Prawdziwe wyjaśnienie owej sprzeczności tak naprawdę leży jednak zupełnie gdzie indziej. Kiedy Sylwia wyprowadzała się z Wrocławia, uciekała od krytyki jej zachowania, bo była osobą zaburzoną. Narcyzi nie znoszą krytyki nikogo, nie potrafią jej wytrzymać. W szczególności krytyki za jeżdżenie po balach firmowych w ciąży 400 km w jedną stronę licząc na nie wiadomo jakie premie, a dostając (dosłownie!) cukierki. Tak literalnie: żadnej premii, paczkę cukierków. Kiedy Sylwia uciekała od mojej krytyki, że jeździ tak daleko, i tak bez sensu, zamiast zajmować się sprawami domu, wydawało jej się że gorzej być nie może, tym bardziej że nie czuła się w domu dobrze, bo chociaż spełniał jej oczekiwania, to nic w nim nie było jej własne czy chociażby za jej własne kupione. Wokoło sprawy i rzeczy, a nic z nich nie było po jej myśli, bo za nic płacić nie chciała. Frustracja tym większa że za paczkę cukierków nie da się kupić garnka, ani obiadu.
Upokorzona zbierała po Polsce cukierki tylko po to żeby okazało się że w domu dostaje cięgi bo w tym czasie nie dopilnowała spraw wartych dziesiątki tysięcy złotych, w tym kluczowej koperty… Każdy normalny pewnie nie chciałby słyszeć jeszcze krytyki w domu, ale racjonalnie ją jednak przyjąć by musiał. Nie Sylwia. Tym bardziej że zawsze w jej głowie miała przecież wybór: powiedzieć: „no tak, źle robię” albo wybrać jeszcze jedną ścieżkę ucieczki przed krytyką za ewidentny błąd w ocenie rzeczywistości. Zawsze miała opcję, porzucić własną rodzinę, ale udawać że paczka cukierków jest rodzinie najbardziej potrzebna, a na boku zaprząc do pracy brata, bratową, a nawet dziadka – no bo ktoś musi przecież załatwić przynieść farbę, meble i ubranka dla dziecka… Wybór trudny, ale w końcu trawa zawsze wydaje się bardziej zielona u sąsiadów… Kiedy jednak władowała już na tym trawniku brata, to żadnej dalszej opcji już nie miała. Jak brat zrugał jak burą sukę, to nie można było już nigdzie dalej uciekać.

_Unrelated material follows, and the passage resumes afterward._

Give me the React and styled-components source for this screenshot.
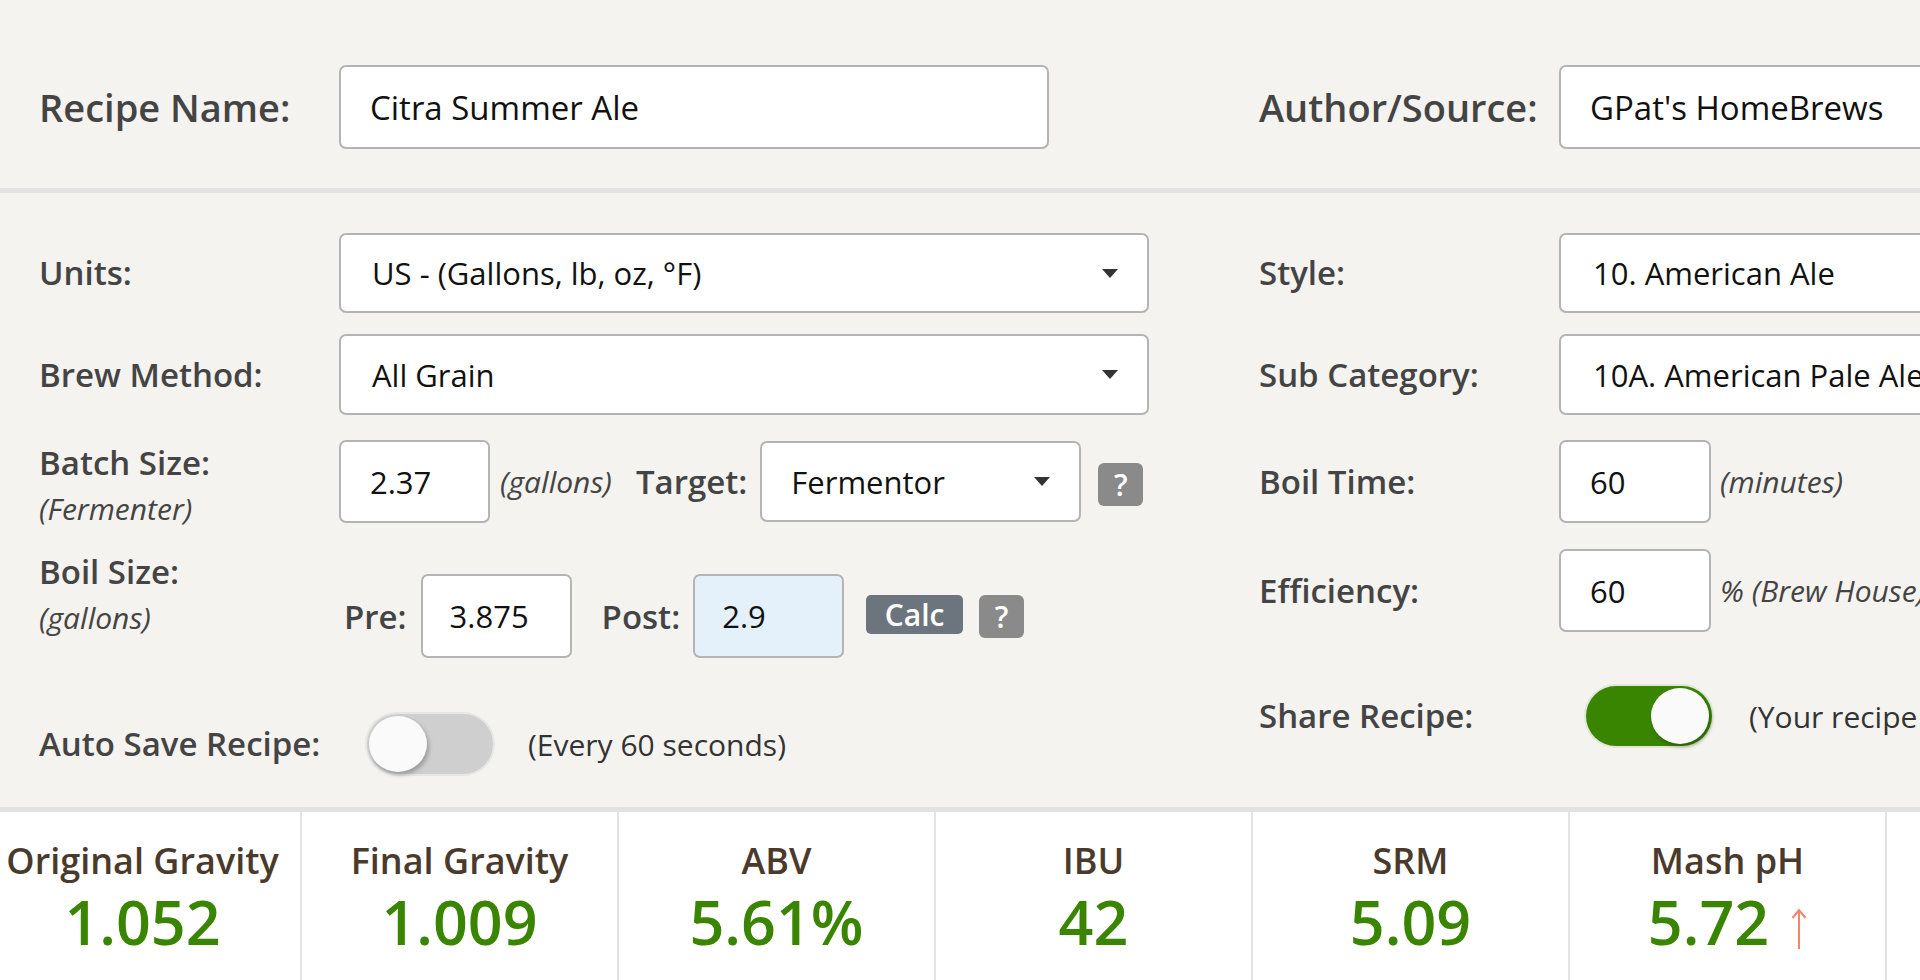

Droga powrotna była już dawno zamknięta. Koperta trafiła tam gdzie powinna trafić, wraz z umową która powinna być zawarta. Drzwi od domu pozostały jednak zamknięte. Brat mówił Sylwii przez telefon gdy płakała: „albo decydujesz się wrócić do rodziny, albo wracaj, ale później żeby nie było płaczu że nie możesz”. Trudny wybór, ale jak wspomniała, kobieta w ciąży musi chwytać się za to co może, nawet jeśli to jest brzytwa. Skoro już znalazła się w sytuacji w którą się wepchnęła to pomoc brata była tym lepszym wróblem w garści. Czas pokaże jak ten „łatwiejszy” wybór będzie tak samo łatwy po roku, po dwóch, a także po dziesięciu latach. Na pewno nawet w najdłuższym okresie przyjdzie spłacać tego wróbla.
Sylwia pisała że wyprowadzka od rodziny zawsze wydawała jej się łatwiejszą opcją (kliknij: Wyprowadzka od rodziny), choć krytykowała własnego ojca że zostawił rodzinę, bo tak jemu było łatwiej, to sama wybrała jej łatwiej nawet jeśli potem tego wyboru rzekomo żałowała. Swoją oceną pokazała jedynie, że przez dwa lata naiwnie wierzyła we własną miłość, po to żeby wyprowadzić się naiwnie wierząc w obietnice dziadków, po to żeby naiwnie sądzić że w ten sposób nikt już nie będzie nią dyrygował… Jak się okazało myliła się w każdym przypadku. W jej własnej ocenie miejsce jednego dyrygenta zajął inny. Zamienił stryjek siekierkę na kijek.